No duty of care owed by outgoing contractor to incoming contractor
This was an application by LSG for an interim injunction, and therefore the Court was required to consider whether there was a serious question to be tried and which party the balance of convenience favoured.
The Court found that there was no serious question to be tried. Firstly, there was no duty of care between LSG and PFC. The relationship between the parties was based solely on the fact that some PFC employees elected to transfer to LSG due to the loss of the Singapore Airlines contract by PFC. The Court commented that the object of Part 6A was to protect vulnerable employees – not regulate conduct between competing businesses.
Further, LSG was to receive the right number and mix (in skill terms) of employees to perform the Singapore Airline contract. The Court applied the words "to the extent that the employee's work is to be performed by the new employer" in section 69I(2) to refer to all catering work, not just Singapore Airline catering work. This was because the nature of the work across airlines was substantially the same, and all PFC employees had worked on and were competent to work on the Singapore Airline contract.

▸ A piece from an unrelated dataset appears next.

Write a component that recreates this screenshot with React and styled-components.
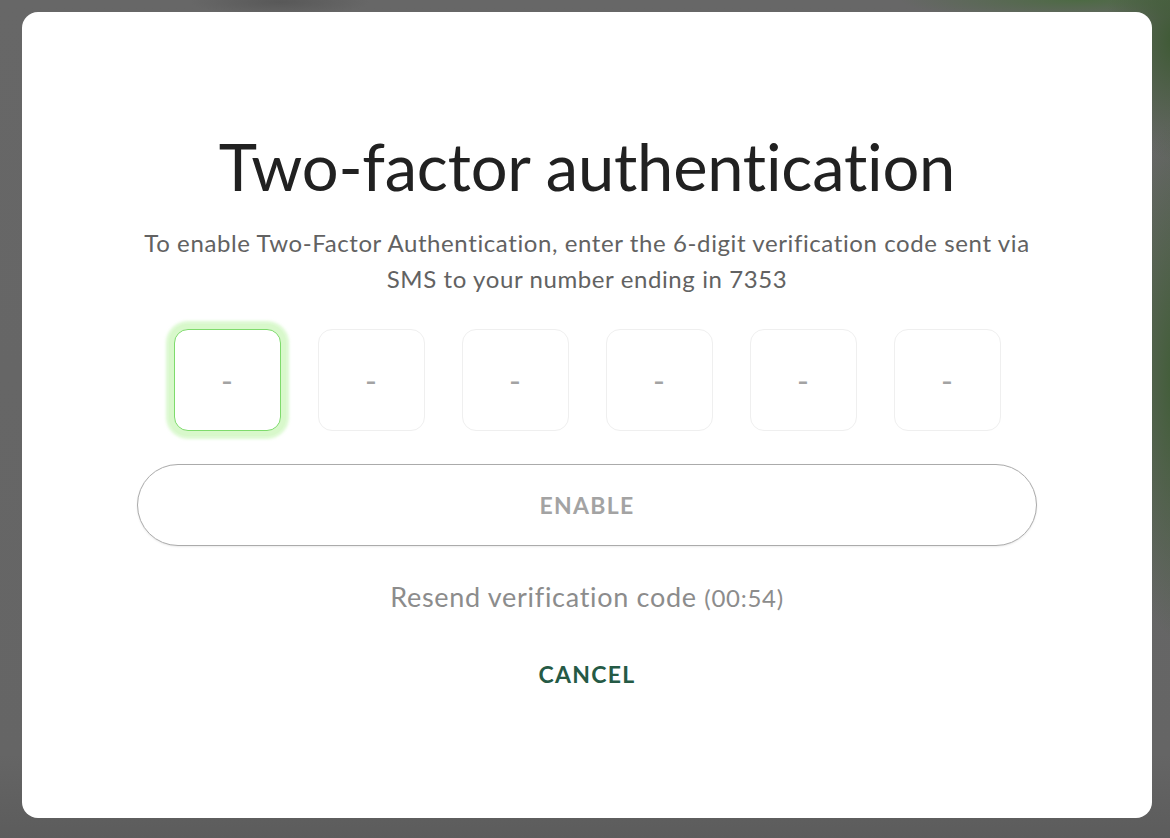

The Court went on to find that given the urgency of the situation (PFC's contract with Singapore Airlines was due to expire in only 8 days), the balance of convenience favoured PFC. It would not be practicable for PFC to re-engineer its restructuring at this late stage. Further, it would be completely impracticable for competing businesses to share (and roster) a large number of employees to varying degrees.
This publication is necessarily brief and general in nature. You should seek professional advice before taking any action in relation to the matters dealt with in this publication.